David Madsen graduated from the University of Connecticut with a degree in guitar performance. 

“In college I thought my playing would let me see the world,” David said. “Turns out it was my teaching.” 

David, for 39 years the guitar lesson instructor at Loomis Chaffee, retired from the school this year. An internationally recognized expert in the Suzuki method of guitar training, David has conducted courses in countries such as Italy, Singapore, Argentina, Peru, and all over North America. Yet his little corner of the world has included Windsor, Conn., and for that he is grateful. 

“I just love the diversity of the students here,” he said. “I’ve met some incredible kids over the years.”  

The Suzuki method is named after Japanese violinist Shinichi Suzuki who, according to the Suzuki Association of the Americas (SAA), “realized the implications of the fact that children the world over learn to speak their native language with ease. He began to apply the basic principles of language acquisition to the learning of music, and called his method the mother-tongue approach.” 

Some of the features of this approach, according to the SAA, include starting the child early, parental involvement, a nurturing and positive learning involvement, and highly trained instructors.  

“When the triangle — the parent, the student, the teacher — is working well, it is pretty amazing,” David said. 

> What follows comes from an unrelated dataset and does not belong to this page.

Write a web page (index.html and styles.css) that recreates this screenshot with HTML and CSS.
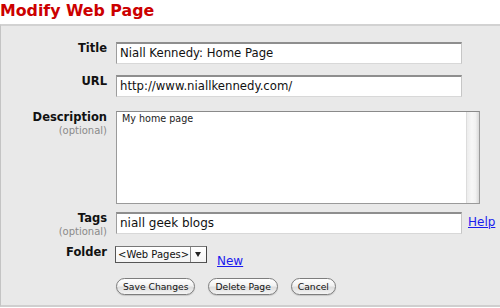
FILE: index.html
```html
<!DOCTYPE html>
<html>
<head>
<meta charset="utf-8">
<title>Modify Web Page</title>
<link rel="stylesheet" href="styles.css">
</head>
<body>
<h1 class="title">Modify Web Page</h1>
<form class="panel">
  <div class="row row-title">
    <div class="label"><span class="name">Title</span></div>
    <div class="field"><div class="input">Niall Kennedy: Home Page</div></div>
  </div>
  <div class="row row-url">
    <div class="label"><span class="name">URL</span></div>
    <div class="field"><div class="input">http://www.niallkennedy.com/</div></div>
  </div>
  <div class="row row-desc">
    <div class="label"><span class="name">Description</span><span class="opt">(optional)</span></div>
    <div class="field">
      <div class="textarea"><div class="ta-text">My home page</div><div class="scroll"></div></div>
    </div>
  </div>
  <div class="row row-tags">
    <div class="label"><span class="name">Tags</span><span class="opt">(optional)</span></div>
    <div class="field"><div class="input input-tags">niall geek blogs</div><a class="link help" href="#">Help</a></div>
  </div>
  <div class="row row-folder">
    <div class="label"><span class="name">Folder</span></div>
    <div class="field">
      <div class="select"><span class="sel-text">&lt;Web Pages&gt;</span><span class="sel-arrow"></span></div>
      <a class="link new" href="#">New</a>
    </div>
  </div>
  <div class="row row-buttons">
    <div class="label"></div>
    <div class="field buttons">
      <button type="button" class="btn">Save Changes</button>
      <button type="button" class="btn">Delete Page</button>
      <button type="button" class="btn">Cancel</button>
    </div>
  </div>
</form>
</body>
</html>
```
FILE: styles.css
```css
html, body {
  margin: 0;
  padding: 0;
  background: #ffffff;
  font-family: "DejaVu Sans", Verdana, sans-serif;
}
.title {
  margin: 0;
  padding: 1px 0 0 0;
  height: 23px;
  font-size: 15.8px;
  line-height: 20px;
  font-weight: bold;
  color: #cc0000;
}
.panel {
  display: flex;
  flex-direction: column;
  background: #e9e9e9;
  border-top: 2px solid #d2d2d2;
  border-left: 1px solid #c4c4c4;
  border-bottom: 2px solid #cfcfcf;
  padding: 16px 0 10px 0;
}
.row {
  display: flex;
  align-items: flex-start;
}
.label {
  width: 106px;
  flex: none;
  margin-right: 9px;
  display: flex;
  flex-direction: column;
  align-items: flex-end;
  text-align: right;
}
.name {
  font-weight: bold;
  font-size: 11.5px;
  line-height: 14px;
  color: #111;
  margin-top: -1px;
}
.opt {
  font-size: 10px;
  line-height: 13px;
  color: #8a8a8a;
}
.field {
  display: flex;
  align-items: flex-start;
}
.input {
  width: 346px;
  height: 22px;
  box-sizing: border-box;
  background: #fff;
  border: 1px solid #a9a9a9;
  border-top: 2px solid #8e8e8e;
  border-left-color: #9d9d9d;
  border-right-color: #c6c6c6;
  border-bottom-color: #d8d8d8;
  font-size: 11.7px;
  line-height: 18px;
  padding: 0 0 0 3px;
  color: #111;
  white-space: nowrap;
}
.input-tags {
  font-size: 12px;
}
.row-title { margin-bottom: 11px; }
.row-url { margin-bottom: 14px; }
.row-desc { margin-bottom: 8px; }
.row-tags { height: 22px; margin-bottom: 12px; }
.row-folder { height: 17px; margin-bottom: 15px; }
.textarea {
  width: 364px;
  height: 93px;
  box-sizing: border-box;
  background: #fff;
  border: 1px solid #9a9a9a;
  border-top-color: #8a8a8a;
  display: flex;
}
.ta-text {
  flex: 1;
  font-size: 9.6px;
  line-height: 12px;
  padding: 1px 0 0 5px;
  color: #222;
}
.scroll {
  width: 12px;
  flex: none;
  border-left: 1px solid #dcdcdc;
  background: linear-gradient(to right, #ececec 0%, #f7f7f7 40%, #f2f2f2 70%, #d9d9d9 100%);
}
.link {
  color: #1a1aee;
  text-decoration: underline;
  font-size: 12px;
}
.help {
  margin: 3px 0 0 6px;
  line-height: 14px;
}
.new {
  margin: 8px 0 0 10px;
  line-height: 14px;
}
.select {
  width: 92px;
  height: 17px;
  box-sizing: border-box;
  border: 1px solid #555;
  border-top-color: #777;
  border-right-color: #444;
  background: linear-gradient(#ffffff, #f4f4f4);
  display: flex;
  margin-left: -1px;
}
.sel-text {
  flex: 1;
  font-size: 10px;
  line-height: 15px;
  padding-left: 2px;
  color: #111;
  white-space: nowrap;
}
.sel-arrow {
  width: 15px;
  flex: none;
  border-left: 1px solid #888;
  position: relative;
}
.sel-arrow::after {
  content: "";
  position: absolute;
  left: 4px;
  top: 5px;
  border-left: 3.5px solid transparent;
  border-right: 3.5px solid transparent;
  border-top: 5px solid #222;
}
.buttons {
  gap: 13px;
}
.btn {
  height: 17px;
  box-sizing: border-box;
  border: 1px solid #7d7d7d;
  border-radius: 9px;
  background: linear-gradient(#ffffff 0%, #f2f2f2 45%, #dedede 55%, #f4f4f4 100%);
  font-family: "DejaVu Sans", Verdana, sans-serif;
  font-size: 9.2px;
  line-height: 14px;
  padding: 0 6px;
  color: #111;
  box-shadow: 0 1px 1px rgba(0,0,0,0.15);
}
```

David witnessed this synergy years ago with his daughter Emily. She was about 4 at the time, and he and his wife asked her if she wanted to learn the violin. He said he knew Suzuki was about teaching young kids, “but I knew nothing about the method. I was watching her go through the process of these little steps that build musical excellence in both technique and musicianship. It was about the same time that the training in the guitar method in Suzuki got started.” 

He hopped on board, training with renowned Suzuki experts.  

David founded the Hartt School of Music Suzuki guitar program in 1990 and is a former member of the board of directors of the SAA.  In 2000 he became the third registered teacher trainer with the SAA. 

Today his daughter is the principal chair of the first violin section of the Anchorage Civic Orchestra and is the assistant concertmaster in the Anchorage Symphony Orchestra.